The specifics were radical for their time. Free shipping both ways. A 365-day return policy. A 24/7 customer service line staffed by people with no call-time limits and real authority to solve problems. Representatives who would look up competitor inventory if Zappos was out of stock. Team members who sent flowers when a customer mentioned a death in the family while returning a pair of shoes.

These were not policies that made financial sense in isolation. They were investments in a specific belief: that the lifetime value of a delighted customer dwarfs the cost of any single generous act.

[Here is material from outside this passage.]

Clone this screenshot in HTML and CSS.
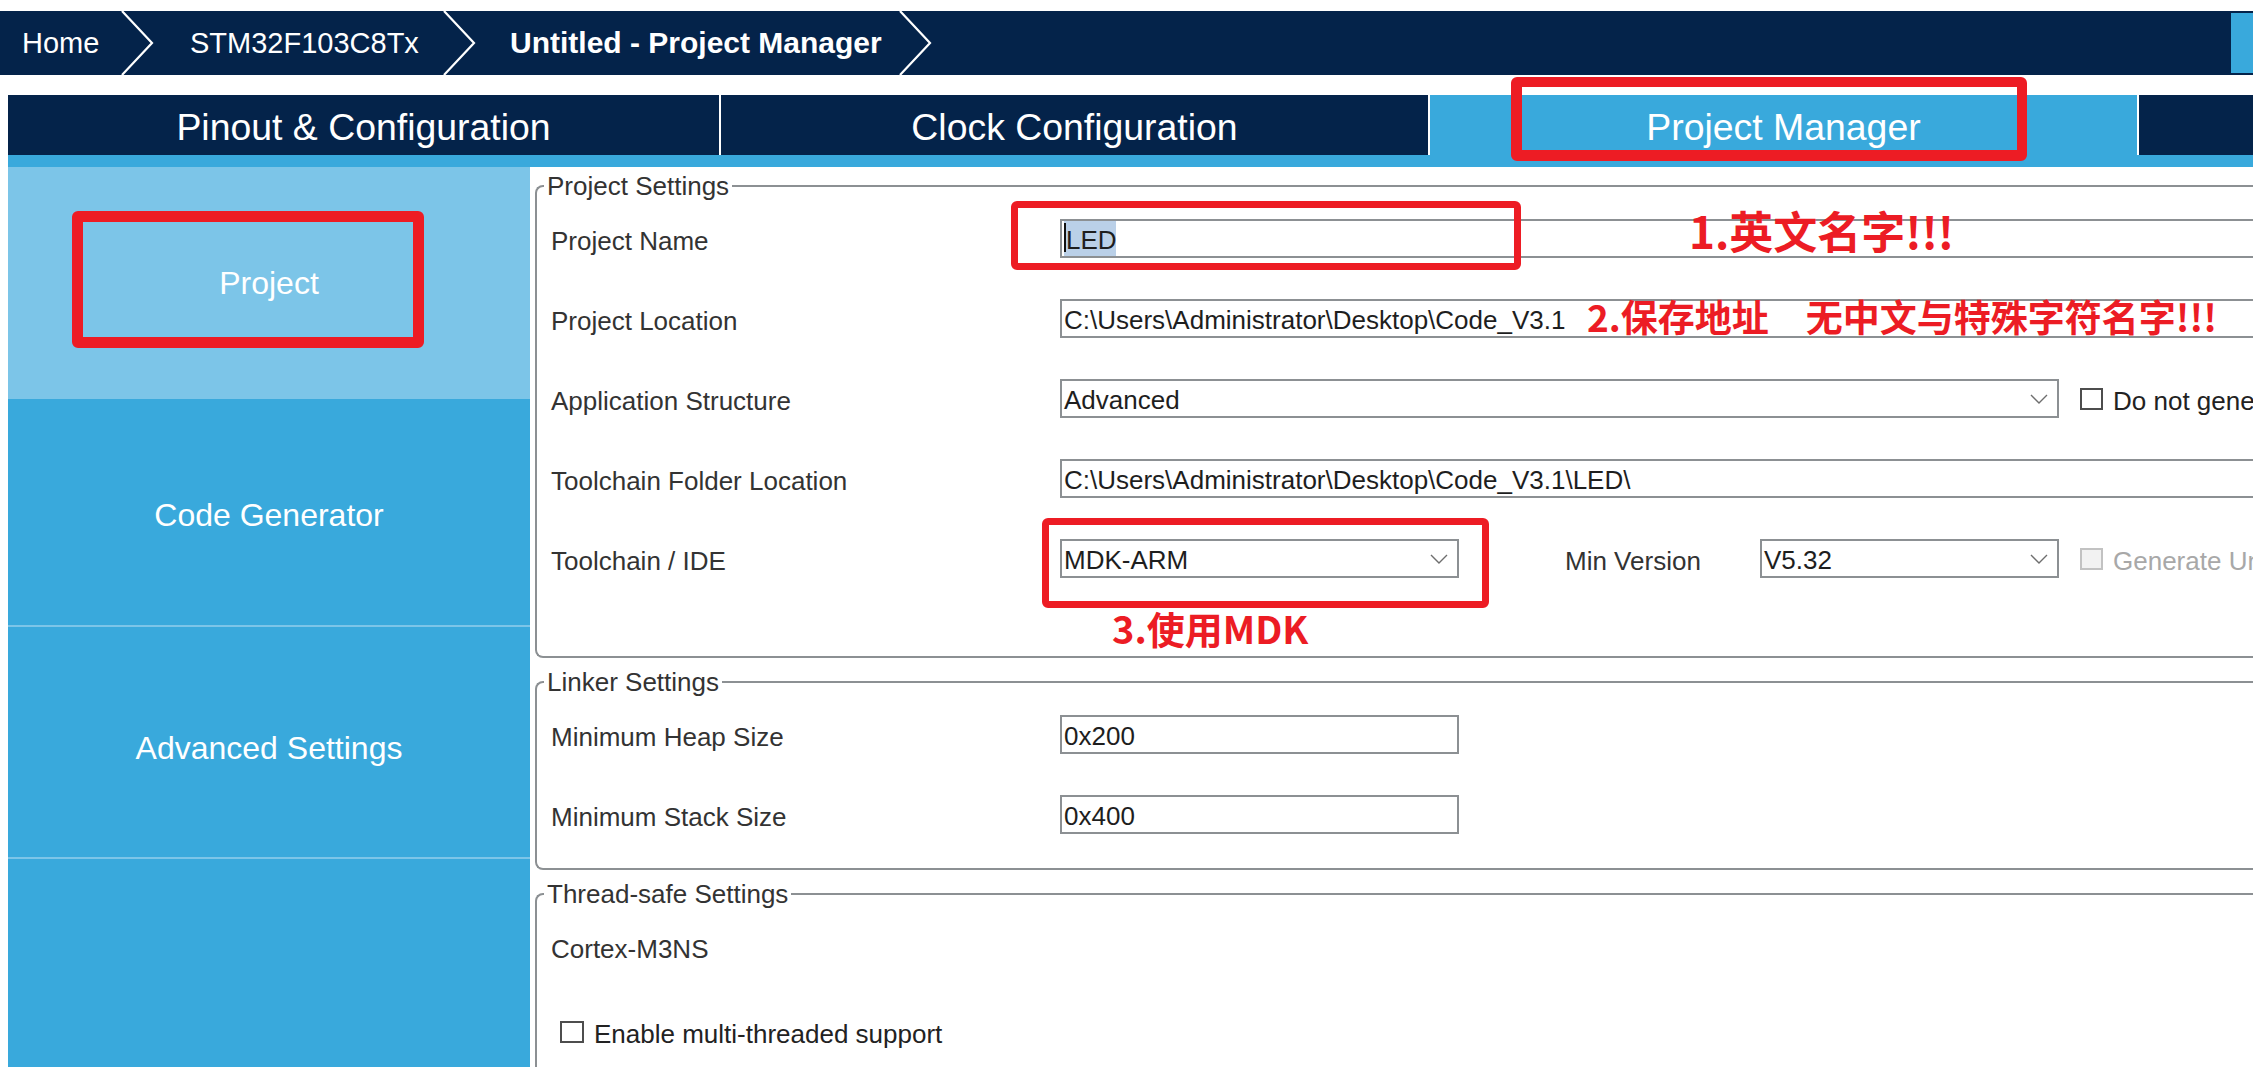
FILE: index.html
```html
<!DOCTYPE html>
<html lang="en">
<head>
<meta charset="utf-8">
<title>Untitled - Project Manager</title>
<link rel="stylesheet" href="styles.css">
</head>
<body>
<div class="top">
  <header class="crumbs">
    <div class="crumb crumb-home">Home</div>
    <svg class="chev" viewBox="0 0 32 64" width="32" height="64"><polyline points="1,0 31,32 1,64"/></svg>
    <div class="crumb crumb-mcu">STM32F103C8Tx</div>
    <svg class="chev" viewBox="0 0 32 64" width="32" height="64"><polyline points="1,0 31,32 1,64"/></svg>
    <div class="crumb crumb-cur">Untitled - Project Manager</div>
    <svg class="chev" viewBox="0 0 32 64" width="32" height="64"><polyline points="1,0 31,32 1,64"/></svg>
    <div class="crumb-btn"></div>
  </header>
  <nav class="tabs">
    <div class="tab tab-first">Pinout &amp; Configuration</div>
    <div class="tab">Clock Configuration</div>
    <div class="tab tab-active">Project Manager</div>
    <div class="tab">Tools</div>
  </nav>
  <div class="tab-strip"></div>
  <div class="mark mark-tab"></div>
</div>

<div class="workspace">
  <aside class="sidebar">
    <div class="side-item side-active">Project</div>
    <div class="side-item side-code">Code Generator</div>
    <div class="side-item side-adv">Advanced Settings</div>
    <div class="side-item side-rest"></div>
    <div class="mark mark-side"></div>
  </aside>

  <main class="panel">
    <fieldset class="group group-project">
      <legend>Project Settings</legend>
      <div class="rows">
        <div class="row">
          <span class="lbl">Project Name</span>
          <div class="field field-wide"><span class="sel">LED</span></div>
        </div>
        <div class="row">
          <span class="lbl">Project Location</span>
          <div class="field field-wide">C:\Users\Administrator\Desktop\Code_V3.1</div>
        </div>
        <div class="row">
          <span class="lbl">Application Structure</span>
          <div class="field select sel-wide"><span>Advanced</span><svg class="arrow" viewBox="0 0 18 10" width="18" height="10"><polyline points="1,1 9,9 17,1"/></svg></div>
          <span class="cb"></span>
          <span class="cb-text">Do not generate the main()</span>
        </div>
        <div class="row">
          <span class="lbl">Toolchain Folder Location</span>
          <div class="field field-wide">C:\Users\Administrator\Desktop\Code_V3.1\LED\</div>
        </div>
        <div class="row">
          <span class="lbl">Toolchain / IDE</span>
          <div class="field select sel-mid"><span>MDK-ARM</span><svg class="arrow" viewBox="0 0 18 10" width="18" height="10"><polyline points="1,1 9,9 17,1"/></svg></div>
          <span class="lbl lbl-min">Min Version</span>
          <div class="field select sel-sm"><span>V5.32</span><svg class="arrow" viewBox="0 0 18 10" width="18" height="10"><polyline points="1,1 9,9 17,1"/></svg></div>
          <span class="cb cb-dis"></span>
          <span class="cb-text cb-text-dis">Generate Under Root</span>
        </div>
      </div>
    </fieldset>

    <fieldset class="group group-linker">
      <legend>Linker Settings</legend>
      <div class="rows">
        <div class="row">
          <span class="lbl">Minimum Heap Size</span>
          <div class="field sel-mid">0x200</div>
        </div>
        <div class="row">
          <span class="lbl">Minimum Stack Size</span>
          <div class="field sel-mid">0x400</div>
        </div>
      </div>
    </fieldset>

    <fieldset class="group group-thread">
      <legend>Thread-safe Settings</legend>
      <div class="row">
        <span class="lbl">Cortex-M3NS</span>
      </div>
      <div class="row row-check">
        <span class="cb cb-thread"></span>
        <span class="cb-text">Enable multi-threaded support</span>
      </div>
    </fieldset>

    <div class="mark mark-led"></div>
    <div class="mark mark-mdk"></div>
    <div class="note note-1">1.英文名字!!!</div>
    <div class="note note-2">2.保存地址　无中文与特殊字符名字!!!</div>
    <div class="note note-3">3.使用MDK</div>
  </main>
</div>
</body>
</html>
```

FILE: styles.css
```css
html, body {
  margin: 0;
  padding: 0;
  width: 2253px;
  height: 1067px;
  overflow: hidden;
  background: #ffffff;
  font-family: "Liberation Sans", Arial, sans-serif;
}

/* ---------- top area ---------- */
.top {
  position: relative;
  padding-top: 11px;
}

.crumbs {
  display: flex;
  align-items: center;
  height: 64px;
  background: #04234a;
  color: #ffffff;
  font-size: 29px;
}

.crumb {
  height: 64px;
  display: flex;
  align-items: center;
  white-space: nowrap;
  box-sizing: border-box;
}
.crumb-home { width: 121px; padding-left: 22px; }
.crumb-mcu { width: 290px; padding-left: 37px; }
.crumb-cur { width: 424px; padding-left: 35px; font-weight: bold; font-size: 30px; }

.chev {
  flex: 0 0 32px;
  overflow: visible;
}
.chev polyline {
  fill: none;
  stroke: #ffffff;
  stroke-width: 2.2;
}

.crumb-btn {
  margin-left: auto;
  width: 22px;
  height: 60px;
  background: #39a9dc;
}

.tabs {
  display: flex;
  gap: 2px;
  margin-top: 20px;
  margin-left: 8px;
  height: 60px;
  background: #ffffff;
}
.tab {
  box-sizing: border-box;
  flex: 0 0 707px;
  display: flex;
  align-items: center;
  justify-content: center;
  padding-top: 4px;
  background: #04234a;
  color: #ffffff;
  font-size: 37.4px;
  white-space: nowrap;
}
.tab-first { flex-basis: 711px; }
.tab-active { background: #39a9dc; }

.tab-strip {
  margin-left: 8px;
  height: 12px;
  background: #39a9dc;
}

/* ---------- red annotation boxes ---------- */
.mark {
  position: absolute;
  box-sizing: border-box;
  border: 7px solid #ed1c24;
  border-radius: 6px;
}
.mark-tab {
  left: 1511px;
  top: 77px;
  width: 516px;
  height: 84px;
  border-width: 10px 10px 11px 11px;
}
.mark-side {
  left: 64px;
  top: 44px;
  width: 352px;
  height: 137px;
  border-width: 11px;
}
.mark-led {
  left: 481px;
  top: 34px;
  width: 510px;
  height: 69px;
}
.mark-mdk {
  left: 512px;
  top: 351px;
  width: 447px;
  height: 90px;
}

.note {
  position: absolute;
  font-family: "Noto Sans CJK SC", "Liberation Sans", sans-serif;
  font-weight: bold;
  color: #ec1c24;
  line-height: 1;
  white-space: nowrap;
}
.note-1 { left: 1159px; top: 41px; font-size: 44px; }
.note-2 { left: 1057px; top: 131px; font-size: 37px; }
.note-3 { left: 582px; top: 442px; font-size: 38px; }

/* ---------- workspace ---------- */
.workspace {
  display: flex;
  margin-left: 8px;
  height: 900px;
}

.sidebar {
  position: relative;
  flex: 0 0 522px;
  background: #39a9dc;
  color: #ffffff;
  font-size: 32px;
}
.side-item {
  box-sizing: border-box;
  display: flex;
  align-items: center;
  justify-content: center;
  white-space: nowrap;
}
.side-active { height: 232px; background: #7cc5e8; }
.side-code { height: 228px; padding-top: 6px; border-bottom: 2px solid #7cc5e8; }
.side-adv { height: 232px; padding-top: 12px; border-bottom: 2px solid #7cc5e8; }

.panel {
  position: relative;
  flex: 1 1 auto;
  overflow: hidden;
  padding-left: 5px;
  color: #333333;
  font-size: 26px;
}

.group {
  box-sizing: border-box;
  width: 1900px;
  min-width: 0;
  margin: 0;
  border: 2px solid #8c9093;
  border-right: none;
  border-radius: 8px 0 0 8px;
  padding: 18px 0 78px 14px;
}
.group legend {
  font-size: 26px;
  line-height: 30px;
  margin-left: -7px;
  padding: 0 3px;
  color: #333333;
  white-space: nowrap;
}
.group-project { margin-top: 4px; }
.group-linker { margin-top: 9px; padding-bottom: 34px; }
.group-thread { margin-top: 9px; padding-bottom: 200px; }

.rows {
  display: flex;
  flex-direction: column;
  gap: 41px;
}
.row {
  display: flex;
  align-items: center;
  height: 39px;
  white-space: nowrap;
}
.row-check { margin-top: 46px; padding-left: 9px; }

.lbl {
  flex: 0 0 509px;
  padding-top: 5px;
  color: #333333;
}
.lbl-min {
  flex-basis: 195px;
  margin-left: 106px;
}

.field {
  box-sizing: border-box;
  flex: 0 0 auto;
  height: 39px;
  border: 2px solid #8c9093;
  background: #ffffff;
  display: flex;
  align-items: center;
  padding-left: 2px;
  padding-top: 4px;
  color: #1e1e1e;
  font-size: 26px;
  white-space: nowrap;
}
.field-wide { width: 1300px; }
.sel-wide { width: 999px; }
.sel-mid { width: 399px; }
.sel-sm { width: 299px; }

.select {
  justify-content: space-between;
  padding-right: 9px;
}
.arrow {
  margin-top: -4px;
}
.arrow polyline {
  fill: none;
  stroke: #6e6e6e;
  stroke-width: 1.4;
}

.field-wide:has(.sel) {
  padding-top: 0;
}
.sel {
  position: relative;
  align-self: stretch;
  display: flex;
  align-items: center;
  padding: 4px 0 0 2px;
  width: 50px;
  background: #bad0e8;
  color: #1e1e1e;
}
.sel::before {
  content: "";
  position: absolute;
  left: 0;
  top: 2px;
  width: 2px;
  height: 29px;
  background: #111111;
}

.cb {
  box-sizing: border-box;
  flex: 0 0 23px;
  height: 22px;
  margin-left: 21px;
  border: 2px solid #4d4d4d;
  background: #ffffff;
}
.cb-dis {
  border-color: #c2c2c2;
  background: #f2f2f2;
}
.cb-thread {
  flex-basis: 24px;
  margin-left: 0;
}
.cb-text {
  margin-left: 10px;
  padding-top: 5px;
  color: #222222;
}
.cb-text-dis { color: #a8a8a8; }
```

How They Executed It: The Mechanics of Trust at Scale

1. They Hired for Culture First, Skills Second

Zappos famously offered new hires $2,000 to quit after their first week of training. The idea was to filter out anyone who was only there for a paycheck. The people who stayed were genuinely bought into the mission. This was not a gimmick. It was a selection mechanism that kept the service culture intact as the company scaled to hundreds of employees.

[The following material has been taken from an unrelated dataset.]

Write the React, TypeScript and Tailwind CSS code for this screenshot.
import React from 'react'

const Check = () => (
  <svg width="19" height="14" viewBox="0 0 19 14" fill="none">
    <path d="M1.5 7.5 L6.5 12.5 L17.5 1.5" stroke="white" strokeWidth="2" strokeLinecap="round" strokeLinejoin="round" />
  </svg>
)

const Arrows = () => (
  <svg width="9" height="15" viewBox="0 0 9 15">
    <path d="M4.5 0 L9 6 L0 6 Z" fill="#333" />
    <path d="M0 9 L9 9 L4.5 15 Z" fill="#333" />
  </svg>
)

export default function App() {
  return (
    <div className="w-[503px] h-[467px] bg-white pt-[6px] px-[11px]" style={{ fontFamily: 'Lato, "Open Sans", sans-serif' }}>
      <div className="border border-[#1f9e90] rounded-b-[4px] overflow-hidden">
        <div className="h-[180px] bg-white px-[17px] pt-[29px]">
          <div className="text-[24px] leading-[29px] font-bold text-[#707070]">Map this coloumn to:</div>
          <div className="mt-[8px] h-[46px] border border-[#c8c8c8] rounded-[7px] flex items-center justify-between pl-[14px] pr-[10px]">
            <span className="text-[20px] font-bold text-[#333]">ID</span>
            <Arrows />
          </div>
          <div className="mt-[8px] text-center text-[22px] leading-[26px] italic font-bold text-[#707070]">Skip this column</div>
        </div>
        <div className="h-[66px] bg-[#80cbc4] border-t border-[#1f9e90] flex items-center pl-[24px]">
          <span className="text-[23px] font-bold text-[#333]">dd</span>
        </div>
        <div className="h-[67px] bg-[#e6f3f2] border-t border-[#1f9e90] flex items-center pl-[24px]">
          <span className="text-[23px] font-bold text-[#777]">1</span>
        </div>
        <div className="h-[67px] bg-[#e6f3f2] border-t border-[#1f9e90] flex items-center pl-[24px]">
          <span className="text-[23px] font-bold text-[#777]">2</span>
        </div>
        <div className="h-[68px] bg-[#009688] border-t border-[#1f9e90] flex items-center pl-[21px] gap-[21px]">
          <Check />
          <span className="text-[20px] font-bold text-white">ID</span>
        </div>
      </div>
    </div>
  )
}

2. They Removed Time Pressure From Service Interactions

Most call centers track average handle time. Every extra minute costs money. Zappos explicitly rejected this model. Their record for the longest customer service call was over 10 hours. That call became a story. The story became press. The press became brand equity worth far more than any paid campaign.

3. They Made the Return Policy a Sales Tool

Free returns sounds like it would kill margins. For Zappos, it did the opposite. The removal of purchase risk made first-time buyers more likely to order multiple pairs. Data showed that their best customers were also their most frequent returners. Return friction was a conversion killer. Removing it unlocked a different, more valuable customer relationship.

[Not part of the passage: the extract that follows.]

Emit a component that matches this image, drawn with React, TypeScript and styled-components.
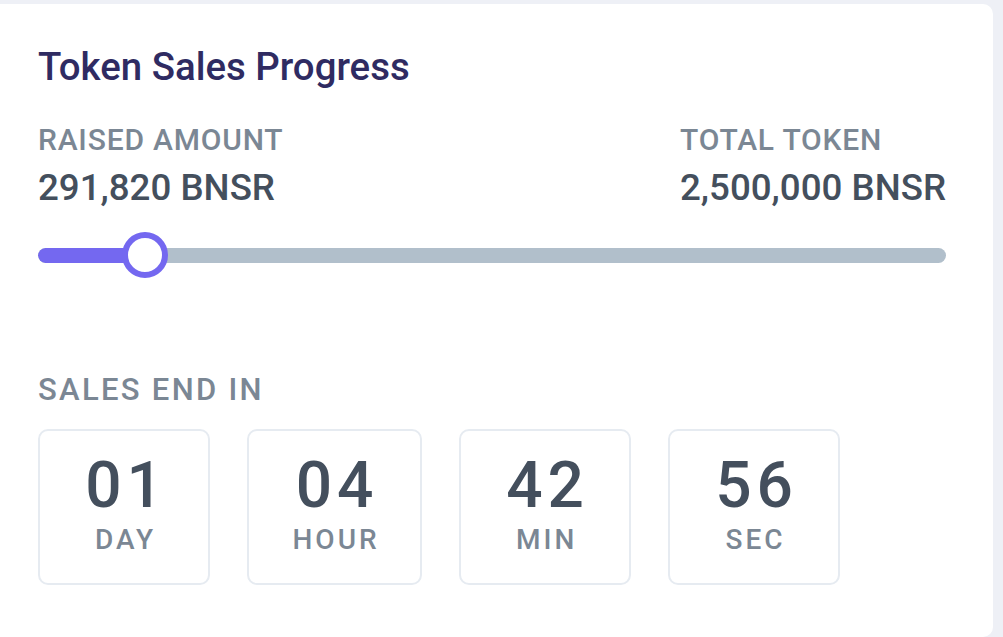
import styled, { createGlobalStyle } from 'styled-components';

const GlobalStyle = createGlobalStyle`
  html, body {
    margin: 0;
    padding: 0;
    background-color: #eef0f6;
    font-family: Roboto, 'Liberation Sans', sans-serif;
  }
`;

const countdown = [
  { value: '01', unit: 'DAY' },
  { value: '04', unit: 'HOUR' },
  { value: '42', unit: 'MIN' },
  { value: '56', unit: 'SEC' },
];

const raised = 291820;
const total = 2500000;

const App = () => {
  // thumb sits a bit past the real ratio, as in the design
  const progress = 0.118;

  return (
    <>
      <GlobalStyle />
      <Card>
        <Title>Token Sales Progress</Title>
        <Stats>
          <Stat>
            <Label>RAISED AMOUNT</Label>
            <Value>{raised.toLocaleString('en-US')} BNSR</Value>
          </Stat>
          <Stat>
            <Label>TOTAL TOKEN</Label>
            <Value>{total.toLocaleString('en-US')} BNSR</Value>
          </Stat>
        </Stats>
        <Slider>
          <Track>
            <Fill style={{ width: `${progress * 100}%` }} />
          </Track>
          <Thumb style={{ left: `${progress * 100}%` }} />
        </Slider>
        <SalesLabel>SALES END IN</SalesLabel>
        <Countdown>
          {countdown.map(item => (
            <TimeBox key={item.unit}>
              <TimeValue>{item.value}</TimeValue>
              <TimeUnit>{item.unit}</TimeUnit>
            </TimeBox>
          ))}
        </Countdown>
      </Card>
    </>
  );
};

const Card = styled.div`
  box-sizing: border-box;
  margin: 4px 10px 0 0;
  height: 633px;
  padding: 44px 47px 0 38px;
  background-color: #ffffff;
  border-radius: 0 10px 10px 0;
  display: flex;
  flex-direction: column;
`;

const Title = styled.h2`
  margin: 0;
  font-size: 38.4px;
  line-height: 1;
  font-weight: 500;
  color: #2f2b62;
`;

const Stats = styled.div`
  display: flex;
  justify-content: space-between;
  margin-top: 39px;
`;

const Stat = styled.div`
  display: flex;
  flex-direction: column;
  gap: 15px;
`;

const Label = styled.span`
  font-size: 30px;
  line-height: 1;
  font-weight: 500;
  color: #7b8794;
  letter-spacing: 0.8px;
`;

const Value = styled.span`
  font-size: 36.7px;
  line-height: 1;
  font-weight: 500;
  color: #444f5d;
`;

const Slider = styled.div`
  position: relative;
  height: 46px;
  margin-top: 25px;
  display: flex;
  align-items: center;
`;

const Track = styled.div`
  position: relative;
  width: 100%;
  height: 15px;
  border-radius: 8px;
  background-color: #b1bfcb;
  overflow: hidden;
`;

const Fill = styled.div`
  height: 100%;
  background-color: #7468f0;
  border-radius: 8px 0 0 8px;
`;

const Thumb = styled.div`
  position: absolute;
  top: 0;
  box-sizing: border-box;
  width: 46px;
  height: 46px;
  margin-left: -23px;
  border-radius: 50%;
  border: 6px solid #7468f0;
  background-color: #ffffff;
`;

const SalesLabel = styled.div`
  margin-top: 96px;
  font-size: 31px;
  line-height: 1;
  font-weight: 500;
  color: #7b8794;
  letter-spacing: 2.3px;
`;

const Countdown = styled.div`
  display: flex;
  gap: 37px;
  margin-top: 24px;
`;

const TimeBox = styled.div`
  box-sizing: border-box;
  min-width: 172px;
  height: 156px;
  padding: 23px 43.5px 0;
  border: 2px solid #e6ebf1;
  border-radius: 10px;
  display: flex;
  flex-direction: column;
  align-items: center;
`;

const TimeValue = styled.span`
  font-size: 64px;
  line-height: 1;
  font-weight: 500;
  color: #444f5d;
  letter-spacing: 5px;
  margin-right: -5px;
`;

const TimeUnit = styled.span`
  margin-top: 8px;
  font-size: 28px;
  line-height: 1;
  font-weight: 500;
  color: #7b8794;
  letter-spacing: 3px;
  margin-right: -3px;
`;

export default App;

4. They Documented and Broadcast the Culture

Tony Hsieh published the Zappos Culture Book annually: a real compilation of unedited employee essays about what the culture meant to them. This was not PR. It was accountability. And it created a narrative that attracted press, job applicants, and customers who wanted to support a company doing business differently.

Before scaling your own service approach, it pays to understand what your customers actually value so you know where to invest.

The Result

By 2009, Zappos was generating over $1 billion in gross sales annually. Amazon acquired Zappos for approximately $1.2 billion that same year. The acquisition was driven not just by Zappos’ revenue, but by its customer loyalty metrics. Repeat customers accounted for roughly 75% of purchases. Customer acquisition cost was falling while lifetime value was rising. They had built a customer base that was essentially self-recruiting.

Lessons Entrepreneurs Can Steal Today

Lesson 1: Your Return Policy Is a Sales Pitch

Risk reversal works. If you sell a physical product, ask yourself: what is the single biggest reason someone hesitates before buying? Then eliminate it. Generous return policies, satisfaction guarantees, and free trials all reduce friction at the decision point. The cost of returns is usually lower than the cost of lost conversions.

Lesson 2: Service Stories Spread; Ads Don’t

Every outrageous act of customer service Zappos performed became a story someone told at a dinner table. Stories spread for free. Ads require constant spend. When you think about your marketing budget, consider what fraction of it could create one genuinely remarkable service experience that ten people would talk about.

Lesson 3: Culture Is a Competitive Advantage You Can’t Copy Overnight

Competitors could look at Zappos’ policies and copy them on paper. What they couldn’t copy was a decade of cultural reinforcement: the hiring rituals, the stories, the norms. Culture compounds over time exactly like financial capital, and it creates a moat that policy mimicry cannot cross.

Lesson 4: Lifetime Value Changes Every Calculation

If a customer returns four times and spends $400 total, the cost of absorbing a $50 return on their first order looks completely different. Most entrepreneurs calculate profitability per transaction. Zappos calculated it per relationship. The shift in unit of analysis changes every downstream decision. Make sure your business finances are set up to track these metrics from day one.

Lesson 5: Your Best Customers Will Come From Referrals If You Earn Them

Referred customers convert at higher rates, spend more, and churn less. Zappos spent almost nothing on paid acquisition at its peak growth phase because word of mouth was doing the work. The math is simple: make the experience so good that people feel compelled to tell others.

To understand how Zappos framed its competitive positioning, consider doing a full competitor analysis for your own business to find the gap in your market.

The Takeaway

Zappos did not win because shoes got cheaper. It won because buying shoes got better. In any market where the product is roughly commoditized, the buying experience becomes the product. If you are building a business right now, ask yourself one question: what would it take to make your customers feel the way Zappos’ customers felt? That answer is your edge.

The entrepreneurs who figure this out early build something that money cannot easily replicate. Start with one touchpoint. Make it extraordinary. Then systematize it.